Ainda de acordo com a entidade, “eventuais atrasos podem acontecer em função de procedimentos que não envolvem somente a Funap, mas que abrangem os órgãos e empresas conveniadas e seus respectivos setores responsáveis por gerenciar os contratos, seja no processo de repasse dos recursos à Funap ou em algum outra eventualidade, como falha de comunicação entre as partes. Para minimizar possíveis intercorrências na gestão dos contratos de trabalho dos reeducandos, a Funap procura otimizar seus procedimentos internos para tornar a comunicação com os órgãos parceiros mais eficaz”.
Reintegra Brasília
Os convênios entre a Funap e entidades públicas e privadas para a reinserção de presidiários no mercado de trabalho são firmados por meio do programa “Reintegra Brasília”, criado por decreto distrital em novembro de 2003.

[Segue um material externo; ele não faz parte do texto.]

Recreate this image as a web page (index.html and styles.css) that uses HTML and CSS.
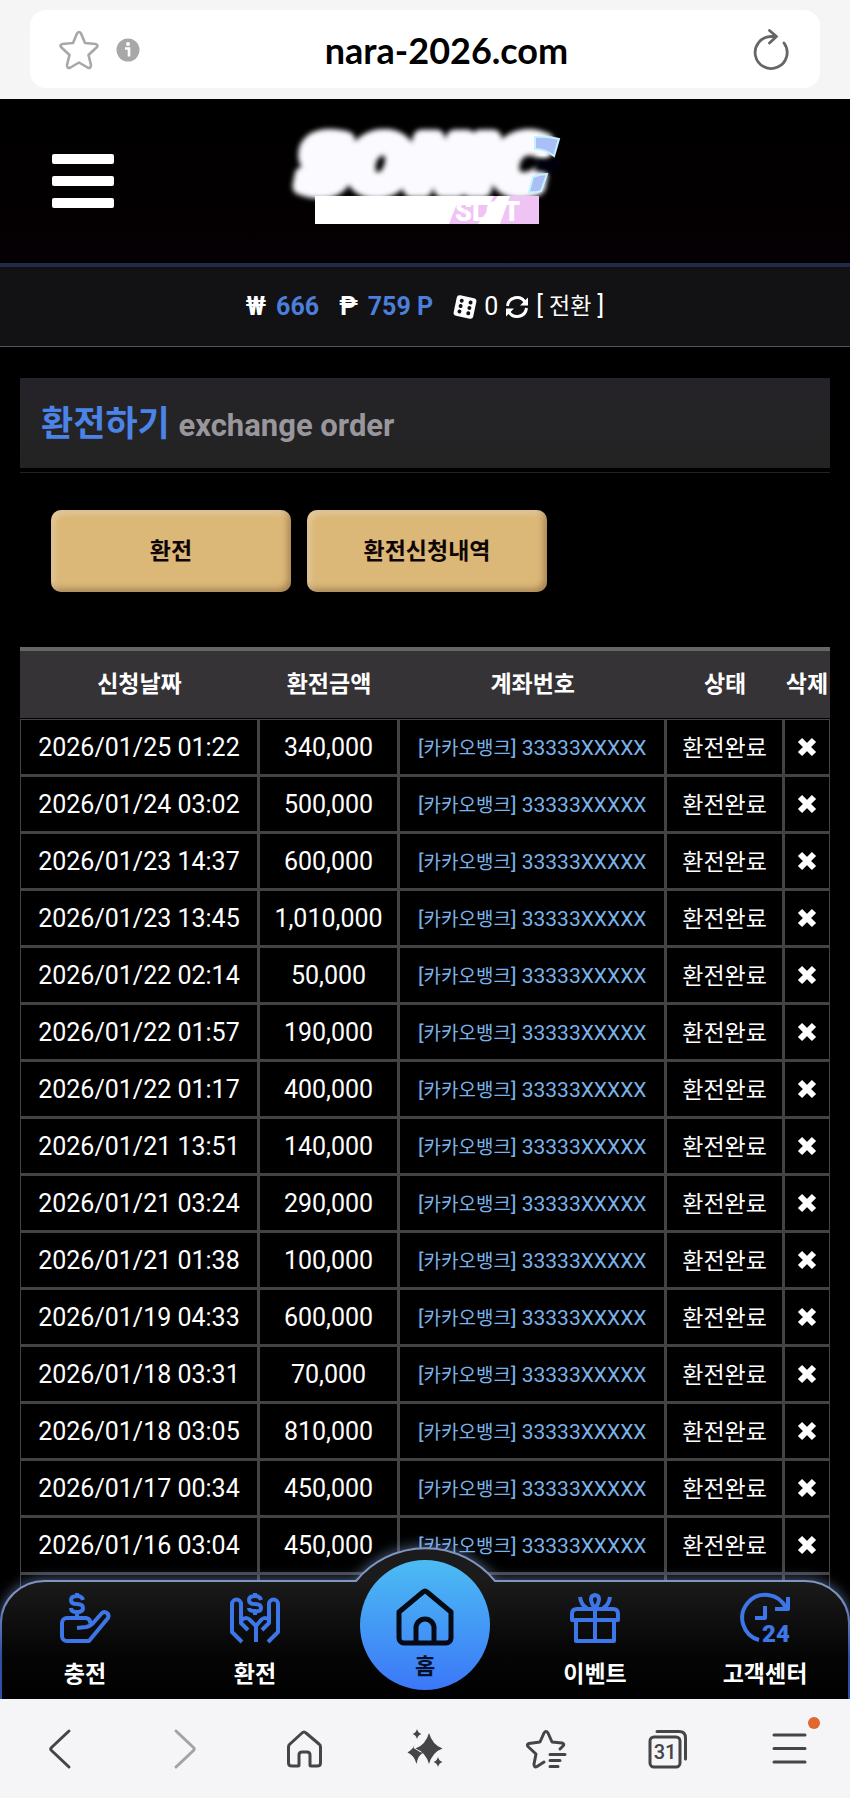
FILE: index.html
```html
<!DOCTYPE html>
<html lang="ko">
<head>
  <meta charset="UTF-8" />
  <meta name="viewport" content="width=device-width, initial-scale=1.0"/>
  <title>환전하기</title>
  <link rel="stylesheet" href="styles.css">
</head>
<body>
  <div class="address-bar">
    <div class="address-field">
      <button class="plain" aria-label="즐겨찾기">
        <svg width="40" height="40" viewBox="0 0 40 40" fill="none" stroke="#a8a8a8" stroke-width="2.6" stroke-linejoin="round"><path d="M18 3.5Q20 .5 22 3.5L26 13L36.500 14Q40 15 37.500 17.500L29.500 25L32 35Q32 39 28.500 37.500L20 32.500L11.500 37.500Q8 39 8 35L10.500 25L2.500 17.500Q0 15 3.500 14L14 13Z"/></svg>
      </button>
      <svg width="24" height="24" viewBox="0 0 24 24"><circle cx="12" cy="12" r="11.500" fill="#a8a8a8"/><circle cx="12" cy="6" r="2" fill="#fff"/><path d="M9 10.500h4v8" fill="none" stroke="#fff" stroke-width="2.600"/></svg>
      <input class="url" type="text" value="nara-2026.com" aria-label="주소" />
      <button class="plain" aria-label="새로고침">
        <svg width="36" height="42" viewBox="0 0 36 42" fill="none" stroke="#666" stroke-width="2.800" stroke-linecap="round" stroke-linejoin="round"><path d="M31 14A16 16 0 1 1 18 7.500H23M16.500 1.500L23.500 7.500L16.500 14"/></svg>
      </button>
    </div>
  </div>

  <div class="page">
    <header class="site-header">
      <button class="burger" aria-label="메뉴"><span></span><span></span><span></span></button>
      <a class="logo" href="#" aria-label="SONIC SLOT">
        <svg width="290" height="110" viewBox="0 0 290 110">
          <defs><filter id="glow" x="-10%" y="-20%" width="120%" height="140%"><feGaussianBlur stdDeviation="2.500"/></filter></defs>
          <g font-family="DejaVu Sans, sans-serif" font-weight="700" font-style="italic" font-size="70" filter="url(#glow)">
            <text x="20" y="63" fill="#fbfbff" stroke="#fbfbff" stroke-width="17" stroke-linejoin="round">SONIC</text>
          </g>
          <path d="M257 33L284 34L276 47L255 45Z" fill="#05060c" filter="url(#glow)"/>
          <path d="M255 11Q268 10 279 13L274 30Q265 23 255 23Z" fill="#a9bff5" stroke="#c6f1ff" stroke-width="2"/>
          <path d="M253 51Q260 48 267 48L261 65Q255 67 249 66Z" fill="#a9bff5" stroke="#c6f1ff" stroke-width="2"/>
          <rect x="35" y="70" width="224" height="28" fill="#fff"/>
          <path d="M180 70h79v28h-90z" fill="#efc4f5"/>
          <path d="M178 70h36l-5 9h-33zM218 70h12l-10 28h-22z" fill="#fff"/>
          <text x="175" y="95" font-family="Roboto, sans-serif" font-size="27" font-weight="900" fill="#fff">SLOT</text>
        </svg>
      </a>
    </header>

    <div class="wallet">
      <div class="wallet-item"><b>₩</b><b class="amount">666</b></div>
      <div class="wallet-item"><b>₱</b><b class="amount">759 P</b></div>
      <div class="wallet-item casino">
        <svg width="24" height="24" viewBox="0 0 24 24"><g transform="rotate(12 12 12)"><rect x="2" y="1.500" width="20" height="21" rx="3" fill="#fff"/><g fill="#121214"><circle cx="7.500" cy="6.500" r="2"/><circle cx="7.500" cy="12" r="2"/><circle cx="7.500" cy="17.500" r="2"/><circle cx="16.500" cy="6.500" r="2"/><circle cx="16.500" cy="12" r="2"/><circle cx="16.500" cy="17.500" r="2"/></g></g></svg>
        <span>0</span>
        <a class="convert" href="#">
          <svg width="24" height="24" viewBox="0 0 24 24" fill="none" stroke="#fff" stroke-width="3"><path d="M2.500 11A9.500 9.500 0 0 1 20 7M21.500 13A9.500 9.500 0 0 1 4 17"/><path d="M23 2.500v8h-8zM1 21.500v-8h8z" fill="#fff" stroke="none"/></svg>
          <span>[ <span class="convert-label">전환</span> ]</span>
        </a>
      </div>
    </div>

    <main>
      <h1>환전하기 <small>exchange order</small></h1>

      <div class="actions">
        <button class="gold">환전</button>
        <button class="gold">환전신청내역</button>
      </div>

      <table>
        <colgroup><col class="c-date"><col class="c-amount"><col class="c-account"><col class="c-state"><col class="c-delete"></colgroup>
        <thead>
          <tr><th>신청날짜</th><th>환전금액</th><th>계좌번호</th><th>상태</th><th>삭제</th></tr>
        </thead>
        <tbody id="orders"></tbody>
      </table>
    </main>

    <nav class="dock">
      <svg class="dock-bg" viewBox="0 0 850 160" preserveAspectRatio="none">
        <defs><linearGradient id="dockFill" x1="0" y1="0" x2="0" y2="1"><stop offset=".2" stop-color="#1b1b1c"/><stop offset=".7" stop-color="#050506"/><stop offset="1" stop-color="#000"/></linearGradient>
        <linearGradient id="dockLine" x1="0" y1="0" x2="0" y2="1"><stop offset=".3" stop-color="#8095c0"/><stop offset=".7" stop-color="#3050a8"/></linearGradient></defs>
        <path d="M1 162V84A44 42 0 0 1 45 42H356A90 90 0 0 1 495 42H805A44 42 0 0 1 849 84V162Z" fill="url(#dockFill)" stroke="url(#dockLine)" stroke-width="2"/>
      </svg>
      <a class="dock-item" href="#">
        <svg width="50" height="50" viewBox="0 0 50 50"><path d="M17 35L26 34Q31 33 34 29L42 20A4 4 0 0 1 48 25L29 48H7A5 5 0 0 1 2 43V30A5 5 0 0 1 7 25H26Q31 26 30 31"/><path d="M17 0v3M17 19v6M23 7Q22 3 17 3Q11 3 11 7T17 11Q23 11 23 15T17 19Q11 19 11 15"/></svg>
        충전
      </a>
      <a class="dock-item" href="#">
        <svg width="50" height="50" viewBox="0 0 50 50"><path d="M12 49L2 39V11A4 4 0 0 1 11 11V30L18 37M38 49L48 39V11A4 4 0 0 0 39 11V30L32 37M12 27Q16 23 20 27L26 33L31 27Q35 23 39 27M26 33V49"/><path d="M25 0v3M25 18v4M31 7Q30 3 25 3Q19 3 19 7T25 11Q31 11 31 15T25 18Q19 18 19 15"/></svg>
        환전
      </a>
      <a class="dock-item" href="#">
        <span class="home-disc">
          <svg width="58" height="58" viewBox="0 0 58 58"><path d="M27 4Q29 2 31 4L55 24V50A5 5 0 0 1 50 55H8A5 5 0 0 1 3 50V24ZM20 55V40A9 9 0 0 1 38 40V55"/></svg>
          홈
        </span>
      </a>
      <a class="dock-item" href="#">
        <svg width="50" height="50" viewBox="0 0 50 50"><path d="M6 28V48H44V28M25 16V48M2 27V21Q2 16 7 16H43Q48 16 48 21V27ZM25 16Q17 3 25 2Q33 3 25 16ZM10 4Q11 12 17 15M40 4Q39 12 33 15"/></svg>
        이벤트
      </a>
      <a class="dock-item" href="#">
        <svg width="50" height="50" viewBox="0 0 50 50"><path d="M19 47A23 23 0 1 1 46 15M48 4V16H35M25 13V25H15"/><text x="22" y="49" font-size="24">24</text></svg>
        고객센터
      </a>
    </nav>
  </div>

  <div class="browser-bar">
    <button class="plain" aria-label="뒤로"><svg width="40" height="40" viewBox="0 0 40 40"><path d="M28 2L10.500 18.500Q9 20 10.500 21.500L28 38"/></svg></button>
    <button class="plain" aria-label="앞으로"><svg class="off" width="40" height="40" viewBox="0 0 40 40"><path d="M14 2L31.500 18.500Q33 20 31.500 21.500L14 38"/></svg></button>
    <button class="plain" aria-label="홈"><svg width="40" height="40" viewBox="0 0 40 40"><path d="M18 4Q20 2 22 4L35 15Q36.500 16 36.500 18V34Q36.500 37 33 37H27Q26 37 26 36V26Q26 23 23 23H18Q15 23 15 26V36Q15 37 14 37H8Q4.500 37 4.500 34V18Q4.500 16 6 15Z"/></svg></button>
    <button class="plain" aria-label="AI"><svg class="solid" width="40" height="40" viewBox="0 0 40 40"><path d="M24 4Q27.500 16 37.500 19.500Q27.500 23 24 35Q20.500 23 10.500 19.500Q20.500 16 24 4ZM12 0Q13 4 16.500 5Q13 6 12 10Q11 6 7.500 5Q11 4 12 0ZM33 28Q34 32 37.500 33Q34 34 33 38Q32 34 28.500 33Q32 32 33 28ZM11 12L8.500 19L15 23L18 24Q13 26 11.500 35Q9 26 2.500 23.500Q9 20 11 12Z"/></svg></button>
    <button class="plain" aria-label="북마크"><svg width="40" height="40" viewBox="0 0 40 40"><path d="M34 20L37 17Q39 15 36 14L26 13L22 4Q20 1 18 4L14 13L3 14.500Q0 15.500 2.500 18L10 25L8 35Q8 39 11 37.500L18 33M24 25.500H39M24 31.500H34M24 37.500H32"/></svg></button>
    <button class="plain" aria-label="탭"><svg width="40" height="40" viewBox="0 0 40 40"><rect x="2" y="8" width="30" height="30" rx="4"/><path d="M9 2.500H31Q37.500 2.500 37.500 9V30"/><text x="17" y="30" text-anchor="middle" font-size="20">31</text></svg></button>
    <button class="plain menu" aria-label="메뉴"><svg width="40" height="40" viewBox="0 0 40 40"><path d="M5 6H36M5 19.500H36M5 33H36"/></svg><i class="dot"></i></button>
  </div>

  <script>
    const orders = [
      ['2026/01/25 01:22', '340,000'],
      ['2026/01/24 03:02', '500,000'],
      ['2026/01/23 14:37', '600,000'],
      ['2026/01/23 13:45', '1,010,000'],
      ['2026/01/22 02:14', '50,000'],
      ['2026/01/22 01:57', '190,000'],
      ['2026/01/22 01:17', '400,000'],
      ['2026/01/21 13:51', '140,000'],
      ['2026/01/21 03:24', '290,000'],
      ['2026/01/21 01:38', '100,000'],
      ['2026/01/19 04:33', '600,000'],
      ['2026/01/18 03:31', '70,000'],
      ['2026/01/18 03:05', '810,000'],
      ['2026/01/17 00:34', '450,000'],
      ['2026/01/16 03:04', '450,000']
    ];
    const tbody = document.getElementById('orders');

    orders.forEach(([date, amount]) => {
      const tr = document.createElement('tr');
      tr.innerHTML = `<td>${date}</td><td>${amount}</td>
        <td class="account">[<span>카카오뱅크</span>] 33333XXXXX</td>
        <td class="state">환전완료</td>
        <td><button class="plain delete" aria-label="삭제"><svg width="20" height="20" viewBox="0 0 20 20"><path d="M3 3L17 17M17 3L3 17"/></svg></button></td>`;
      tbody.appendChild(tr);
    });
    // last row runs under the dock
    tbody.insertAdjacentHTML('beforeend', '<tr><td></td><td></td><td></td><td></td><td></td></tr>');
  </script>
</body>
</html>
```
FILE: styles.css
```css
* { box-sizing: border-box; }
body { margin: 0; height: 100vh; display: flex; flex-direction: column; background: #000; color: #fff; font-family: Roboto, "Noto Sans CJK KR", sans-serif; font-size: 25px; overflow: hidden; }
a { color: inherit; text-decoration: none; }
svg { display: block; flex: none; overflow: visible; }
button { font-family: inherit; cursor: pointer; }
.plain { background: none; border: 0; padding: 0; display: flex; justify-content: center; align-items: center; }

.address-bar { flex: none; background: #f5f5f5; padding: 10px 30px 11px; }
.address-field { display: flex; align-items: center; height: 78px; padding: 2px 31px 0 29px; background: #fff; border-radius: 16px; }
.address-field > svg { margin-left: 17px; }
.url { flex: 1; min-width: 0; border: 0; padding: 0; background: none; text-align: center; font-family: Lato, sans-serif; font-weight: 700; font-size: 36px; color: #000; outline: 0; }

.page { flex: 1; min-height: 0; position: relative; overflow: hidden; background: linear-gradient(#000, #050003 163px, #000 163px); }
.site-header { display: grid; grid-template-columns: 1fr auto 1fr; align-items: center; height: 164px; padding: 0 52px; }
.burger { display: flex; flex-direction: column; gap: 12px; width: 62px; padding: 0; border: 0; background: none; }
.burger span { height: 10px; width: 100%; background: #fff; border-radius: 2px; }

.wallet { display: flex; justify-content: center; align-items: center; gap: 20px; height: 84px; border-top: 4px solid #1f2a4c; border-bottom: 1px solid #555; background: #121214; }
.wallet-item, .convert { display: flex; align-items: center; gap: 10px; line-height: 30px; }
.casino, .convert { gap: 7px; }
.amount { color: #4b7fdb; }
.convert-label { font-size: 23px; }

main { padding: 31px 20px 0; }
h1 { margin: 0 0 4px; height: 90px; padding: 2px 21px 0; line-height: 90px; background: linear-gradient(#252328, #232323); font-size: 35px; color: #4b83e6; }
h1 small { font-size: 31px; color: #99979b; }
.actions { display: flex; gap: 16px; padding: 37px 31px 55px; border-top: 1px solid #222; }
.gold { width: 240px; height: 82px; padding: 0 0 4px; border: 0; border-radius: 10px; background: #dbb878; box-shadow: inset 3px 3px 6px rgba(255, 255, 255, .3), inset -3px -3px 6px rgba(60, 30, 0, .35); color: #100505; font-size: 23px; font-weight: 700; }

table { width: 100%; table-layout: fixed; border-collapse: separate; border-spacing: 0; text-align: center; }
.c-date { width: 29.5%; }
.c-amount { width: 17.3%; }
.c-account { width: 33%; }
.c-state { width: 14.5%; }
.c-delete { width: 5.7%; }
th { height: 72px; padding: 0 0 5px; background: #353335; border-top: 4px solid #666; border-bottom: 1px solid #000; font-size: 23px; white-space: nowrap; }
td { height: 57px; padding: 0; border: solid #434245; border-width: 1px 2px 2px 1px; white-space: nowrap; }
td:last-child { border-right-width: 1px; }
.account { padding-bottom: 2px; font-size: 21px; color: #7ab3ea; }
.account span { font-size: 19px; }
.state { padding-bottom: 3px; font-size: 23px; }
.delete { margin: 0 auto; }
.delete path { stroke: #fff; stroke-width: 6; }

.dock { position: absolute; left: 0; right: 0; bottom: 0; height: 160px; display: grid; grid-template-columns: repeat(5, 1fr); align-items: end; }
.dock-bg { position: absolute; width: 100%; height: 100%; filter: drop-shadow(0 -2px 6px rgba(130, 160, 220, .5)); }
.dock-item { position: relative; display: flex; flex-direction: column; align-items: center; gap: 17px; padding-bottom: 9px; font-size: 23px; line-height: 30px; font-weight: 700; }
.dock-item path { fill: none; stroke: #3d76e8; stroke-width: 4; stroke-linejoin: round; }
.dock-item text { fill: #3d76e8; font-weight: 900; }
.home-disc { display: flex; flex-direction: column; align-items: center; gap: 6px; width: 130px; height: 130px; padding-top: 28px; border-radius: 50%; background: linear-gradient(#4cbcf3, #3b77f8); color: #071028; font-size: 22px; }
.home-disc path { stroke: #050a14; stroke-width: 5; }

.browser-bar { flex: none; height: 99px; display: grid; grid-template-columns: repeat(7, 1fr); background: #f5f4f7; }
.browser-bar path, .browser-bar rect { fill: none; stroke: #454547; stroke-width: 3; stroke-linecap: round; stroke-linejoin: round; }
.browser-bar text { fill: #454547; font-weight: 500; }
.browser-bar .off path { stroke: #a3a2a5; }
.browser-bar .solid path { fill: #454547; stroke: none; }
.menu { position: relative; }
.dot { position: absolute; top: 18px; right: 30px; width: 12px; height: 12px; border-radius: 50%; background: #e0672f; }
```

Os apenados são escolhidos para a seleção de contratação por meio de alguns critérios pré-estabelecidos entre a Funap e as penitenciárias, como: antiguidade (quem está há mais tempo aguardando por vaga); se o detento possui alguma qualificação profissional; participação em projetos da penitenciária, como serviços voluntários; além da situação de vulnerabilidade social do detento (se tem filhos, se participa ou não de programas assistenciais de governo ou se é portador de deficiência).